## TO DO
Images must not appear in your copy; reproduce every other part of the records exactly.

## TASK DATA
▶

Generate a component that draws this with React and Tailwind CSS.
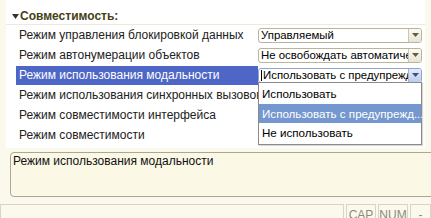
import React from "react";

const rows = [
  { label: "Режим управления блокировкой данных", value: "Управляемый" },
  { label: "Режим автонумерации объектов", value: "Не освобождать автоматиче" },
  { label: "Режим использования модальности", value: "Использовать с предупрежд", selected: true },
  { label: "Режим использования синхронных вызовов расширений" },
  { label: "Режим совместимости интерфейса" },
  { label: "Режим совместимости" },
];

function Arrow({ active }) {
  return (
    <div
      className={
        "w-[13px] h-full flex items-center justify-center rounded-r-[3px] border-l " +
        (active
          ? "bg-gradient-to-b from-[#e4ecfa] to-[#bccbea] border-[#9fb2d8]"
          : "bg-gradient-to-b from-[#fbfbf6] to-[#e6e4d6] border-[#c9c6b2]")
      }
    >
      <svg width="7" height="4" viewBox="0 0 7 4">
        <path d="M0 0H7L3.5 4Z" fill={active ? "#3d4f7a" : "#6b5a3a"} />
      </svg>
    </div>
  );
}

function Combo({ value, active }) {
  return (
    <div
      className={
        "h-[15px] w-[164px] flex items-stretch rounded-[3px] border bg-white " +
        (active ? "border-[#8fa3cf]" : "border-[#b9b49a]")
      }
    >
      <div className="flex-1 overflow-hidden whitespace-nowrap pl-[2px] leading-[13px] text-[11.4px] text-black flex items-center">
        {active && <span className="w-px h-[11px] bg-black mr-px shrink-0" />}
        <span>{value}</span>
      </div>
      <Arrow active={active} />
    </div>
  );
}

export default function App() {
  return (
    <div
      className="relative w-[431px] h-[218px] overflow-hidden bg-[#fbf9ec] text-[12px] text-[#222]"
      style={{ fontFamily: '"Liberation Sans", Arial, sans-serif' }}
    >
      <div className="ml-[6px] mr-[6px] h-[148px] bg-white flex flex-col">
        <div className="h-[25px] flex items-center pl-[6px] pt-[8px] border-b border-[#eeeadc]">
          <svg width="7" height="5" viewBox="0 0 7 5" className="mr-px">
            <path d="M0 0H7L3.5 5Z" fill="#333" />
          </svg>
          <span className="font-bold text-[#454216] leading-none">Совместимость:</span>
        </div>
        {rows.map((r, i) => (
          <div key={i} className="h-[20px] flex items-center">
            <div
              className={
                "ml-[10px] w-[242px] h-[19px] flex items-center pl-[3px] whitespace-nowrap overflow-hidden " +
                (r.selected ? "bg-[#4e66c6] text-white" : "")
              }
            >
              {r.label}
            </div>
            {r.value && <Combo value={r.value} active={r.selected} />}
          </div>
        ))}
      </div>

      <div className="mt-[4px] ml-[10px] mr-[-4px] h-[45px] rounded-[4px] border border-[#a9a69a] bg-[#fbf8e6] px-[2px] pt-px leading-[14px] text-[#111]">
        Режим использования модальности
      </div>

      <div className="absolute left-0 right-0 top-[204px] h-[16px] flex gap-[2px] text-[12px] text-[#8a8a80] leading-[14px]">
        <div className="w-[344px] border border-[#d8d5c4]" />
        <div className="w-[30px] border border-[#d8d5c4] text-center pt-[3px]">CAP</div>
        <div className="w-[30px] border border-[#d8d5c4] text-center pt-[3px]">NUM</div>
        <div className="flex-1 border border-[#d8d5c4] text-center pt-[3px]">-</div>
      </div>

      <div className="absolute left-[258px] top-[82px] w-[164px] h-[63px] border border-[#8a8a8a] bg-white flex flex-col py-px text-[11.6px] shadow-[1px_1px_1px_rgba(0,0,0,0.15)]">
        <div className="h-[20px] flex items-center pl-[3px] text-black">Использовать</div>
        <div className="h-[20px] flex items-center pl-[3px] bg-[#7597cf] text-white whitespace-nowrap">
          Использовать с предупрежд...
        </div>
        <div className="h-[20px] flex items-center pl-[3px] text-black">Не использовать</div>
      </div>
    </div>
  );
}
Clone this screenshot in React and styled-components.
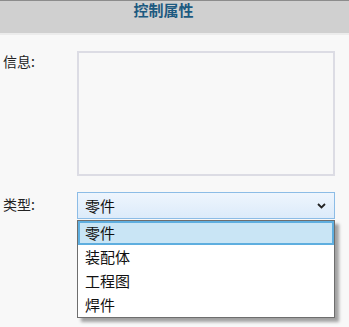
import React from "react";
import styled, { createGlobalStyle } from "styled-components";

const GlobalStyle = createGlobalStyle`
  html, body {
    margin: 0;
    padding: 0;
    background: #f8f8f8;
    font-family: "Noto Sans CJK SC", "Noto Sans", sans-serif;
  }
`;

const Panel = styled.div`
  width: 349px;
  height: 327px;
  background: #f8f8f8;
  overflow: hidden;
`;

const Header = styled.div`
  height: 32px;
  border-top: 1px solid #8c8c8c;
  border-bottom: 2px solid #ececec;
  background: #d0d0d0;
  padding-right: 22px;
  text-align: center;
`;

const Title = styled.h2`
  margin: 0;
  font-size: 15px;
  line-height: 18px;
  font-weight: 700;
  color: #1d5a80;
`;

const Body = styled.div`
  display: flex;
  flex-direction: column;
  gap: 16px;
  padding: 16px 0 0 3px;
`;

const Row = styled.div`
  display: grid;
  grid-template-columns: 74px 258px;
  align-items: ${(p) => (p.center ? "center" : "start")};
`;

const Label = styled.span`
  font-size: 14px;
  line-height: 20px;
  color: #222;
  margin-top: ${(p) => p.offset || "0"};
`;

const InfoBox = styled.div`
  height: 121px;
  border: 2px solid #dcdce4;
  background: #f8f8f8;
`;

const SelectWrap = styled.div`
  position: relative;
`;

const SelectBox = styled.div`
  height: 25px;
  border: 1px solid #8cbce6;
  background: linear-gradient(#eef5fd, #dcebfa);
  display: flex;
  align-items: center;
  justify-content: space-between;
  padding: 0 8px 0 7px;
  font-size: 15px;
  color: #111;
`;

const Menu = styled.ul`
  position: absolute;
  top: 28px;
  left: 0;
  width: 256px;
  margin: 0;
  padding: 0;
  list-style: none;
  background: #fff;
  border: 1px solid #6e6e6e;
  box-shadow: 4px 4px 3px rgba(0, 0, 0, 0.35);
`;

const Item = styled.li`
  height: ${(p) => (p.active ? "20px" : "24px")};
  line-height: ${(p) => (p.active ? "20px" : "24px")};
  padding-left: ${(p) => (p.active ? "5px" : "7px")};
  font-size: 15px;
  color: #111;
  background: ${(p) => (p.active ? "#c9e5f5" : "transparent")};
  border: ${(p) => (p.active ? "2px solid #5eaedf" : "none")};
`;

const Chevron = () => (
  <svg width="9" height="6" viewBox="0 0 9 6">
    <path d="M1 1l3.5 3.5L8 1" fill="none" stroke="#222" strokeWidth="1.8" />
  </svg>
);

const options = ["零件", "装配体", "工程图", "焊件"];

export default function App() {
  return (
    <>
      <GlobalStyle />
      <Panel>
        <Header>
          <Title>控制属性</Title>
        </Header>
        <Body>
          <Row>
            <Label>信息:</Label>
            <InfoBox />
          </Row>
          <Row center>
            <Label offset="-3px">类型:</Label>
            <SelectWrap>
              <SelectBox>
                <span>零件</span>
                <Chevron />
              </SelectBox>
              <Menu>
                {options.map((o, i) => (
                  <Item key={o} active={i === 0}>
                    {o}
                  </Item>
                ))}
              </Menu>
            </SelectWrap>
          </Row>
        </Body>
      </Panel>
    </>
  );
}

◀

## TASK OUTPUT
Generate a component that draws this with React and Tailwind CSS.
import React from "react";

const rows = [
  { label: "Режим управления блокировкой данных", value: "Управляемый" },
  { label: "Режим автонумерации объектов", value: "Не освобождать автоматиче" },
  { label: "Режим использования модальности", value: "Использовать с предупрежд", selected: true },
  { label: "Режим использования синхронных вызовов расширений" },
  { label: "Режим совместимости интерфейса" },
  { label: "Режим совместимости" },
];

function Arrow({ active }) {
  return (
    <div
      className={
        "w-[13px] h-full flex items-center justify-center rounded-r-[3px] border-l " +
        (active
          ? "bg-gradient-to-b from-[#e4ecfa] to-[#bccbea] border-[#9fb2d8]"
          : "bg-gradient-to-b from-[#fbfbf6] to-[#e6e4d6] border-[#c9c6b2]")
      }
    >
      <svg width="7" height="4" viewBox="0 0 7 4">
        <path d="M0 0H7L3.5 4Z" fill={active ? "#3d4f7a" : "#6b5a3a"} />
      </svg>
    </div>
  );
}

function Combo({ value, active }) {
  return (
    <div
      className={
        "h-[15px] w-[164px] flex items-stretch rounded-[3px] border bg-white " +
        (active ? "border-[#8fa3cf]" : "border-[#b9b49a]")
      }
    >
      <div className="flex-1 overflow-hidden whitespace-nowrap pl-[2px] leading-[13px] text-[11.4px] text-black flex items-center">
        {active && <span className="w-px h-[11px] bg-black mr-px shrink-0" />}
        <span>{value}</span>
      </div>
      <Arrow active={active} />
    </div>
  );
}

export default function App() {
  return (
    <div
      className="relative w-[431px] h-[218px] overflow-hidden bg-[#fbf9ec] text-[12px] text-[#222]"
      style={{ fontFamily: '"Liberation Sans", Arial, sans-serif' }}
    >
      <div className="ml-[6px] mr-[6px] h-[148px] bg-white flex flex-col">
        <div className="h-[25px] flex items-center pl-[6px] pt-[8px] border-b border-[#eeeadc]">
          <svg width="7" height="5" viewBox="0 0 7 5" className="mr-px">
            <path d="M0 0H7L3.5 5Z" fill="#333" />
          </svg>
          <span className="font-bold text-[#454216] leading-none">Совместимость:</span>
        </div>
        {rows.map((r, i) => (
          <div key={i} className="h-[20px] flex items-center">
            <div
              className={
                "ml-[10px] w-[242px] h-[19px] flex items-center pl-[3px] whitespace-nowrap overflow-hidden " +
                (r.selected ? "bg-[#4e66c6] text-white" : "")
              }
            >
              {r.label}
            </div>
            {r.value && <Combo value={r.value} active={r.selected} />}
          </div>
        ))}
      </div>

      <div className="mt-[4px] ml-[10px] mr-[-4px] h-[45px] rounded-[4px] border border-[#a9a69a] bg-[#fbf8e6] px-[2px] pt-px leading-[14px] text-[#111]">
        Режим использования модальности
      </div>

      <div className="absolute left-0 right-0 top-[204px] h-[16px] flex gap-[2px] text-[12px] text-[#8a8a80] leading-[14px]">
        <div className="w-[344px] border border-[#d8d5c4]" />
        <div className="w-[30px] border border-[#d8d5c4] text-center pt-[3px]">CAP</div>
        <div className="w-[30px] border border-[#d8d5c4] text-center pt-[3px]">NUM</div>
        <div className="flex-1 border border-[#d8d5c4] text-center pt-[3px]">-</div>
      </div>

      <div className="absolute left-[258px] top-[82px] w-[164px] h-[63px] border border-[#8a8a8a] bg-white flex flex-col py-px text-[11.6px] shadow-[1px_1px_1px_rgba(0,0,0,0.15)]">
        <div className="h-[20px] flex items-center pl-[3px] text-black">Использовать</div>
        <div className="h-[20px] flex items-center pl-[3px] bg-[#7597cf] text-white whitespace-nowrap">
          Использовать с предупрежд...
        </div>
        <div className="h-[20px] flex items-center pl-[3px] text-black">Не использовать</div>
      </div>
    </div>
  );
}
Clone this screenshot in React and styled-components.
import React from "react";
import styled, { createGlobalStyle } from "styled-components";

const GlobalStyle = createGlobalStyle`
  html, body {
    margin: 0;
    padding: 0;
    background: #f8f8f8;
    font-family: "Noto Sans CJK SC", "Noto Sans", sans-serif;
  }
`;

const Panel = styled.div`
  width: 349px;
  height: 327px;
  background: #f8f8f8;
  overflow: hidden;
`;

const Header = styled.div`
  height: 32px;
  border-top: 1px solid #8c8c8c;
  border-bottom: 2px solid #ececec;
  background: #d0d0d0;
  padding-right: 22px;
  text-align: center;
`;

const Title = styled.h2`
  margin: 0;
  font-size: 15px;
  line-height: 18px;
  font-weight: 700;
  color: #1d5a80;
`;

const Body = styled.div`
  display: flex;
  flex-direction: column;
  gap: 16px;
  padding: 16px 0 0 3px;
`;

const Row = styled.div`
  display: grid;
  grid-template-columns: 74px 258px;
  align-items: ${(p) => (p.center ? "center" : "start")};
`;

const Label = styled.span`
  font-size: 14px;
  line-height: 20px;
  color: #222;
  margin-top: ${(p) => p.offset || "0"};
`;

const InfoBox = styled.div`
  height: 121px;
  border: 2px solid #dcdce4;
  background: #f8f8f8;
`;

const SelectWrap = styled.div`
  position: relative;
`;

const SelectBox = styled.div`
  height: 25px;
  border: 1px solid #8cbce6;
  background: linear-gradient(#eef5fd, #dcebfa);
  display: flex;
  align-items: center;
  justify-content: space-between;
  padding: 0 8px 0 7px;
  font-size: 15px;
  color: #111;
`;

const Menu = styled.ul`
  position: absolute;
  top: 28px;
  left: 0;
  width: 256px;
  margin: 0;
  padding: 0;
  list-style: none;
  background: #fff;
  border: 1px solid #6e6e6e;
  box-shadow: 4px 4px 3px rgba(0, 0, 0, 0.35);
`;

const Item = styled.li`
  height: ${(p) => (p.active ? "20px" : "24px")};
  line-height: ${(p) => (p.active ? "20px" : "24px")};
  padding-left: ${(p) => (p.active ? "5px" : "7px")};
  font-size: 15px;
  color: #111;
  background: ${(p) => (p.active ? "#c9e5f5" : "transparent")};
  border: ${(p) => (p.active ? "2px solid #5eaedf" : "none")};
`;

const Chevron = () => (
  <svg width="9" height="6" viewBox="0 0 9 6">
    <path d="M1 1l3.5 3.5L8 1" fill="none" stroke="#222" strokeWidth="1.8" />
  </svg>
);

const options = ["零件", "装配体", "工程图", "焊件"];

export default function App() {
  return (
    <>
      <GlobalStyle />
      <Panel>
        <Header>
          <Title>控制属性</Title>
        </Header>
        <Body>
          <Row>
            <Label>信息:</Label>
            <InfoBox />
          </Row>
          <Row center>
            <Label offset="-3px">类型:</Label>
            <SelectWrap>
              <SelectBox>
                <span>零件</span>
                <Chevron />
              </SelectBox>
              <Menu>
                {options.map((o, i) => (
                  <Item key={o} active={i === 0}>
                    {o}
                  </Item>
                ))}
              </Menu>
            </SelectWrap>
          </Row>
        </Body>
      </Panel>
    </>
  );
}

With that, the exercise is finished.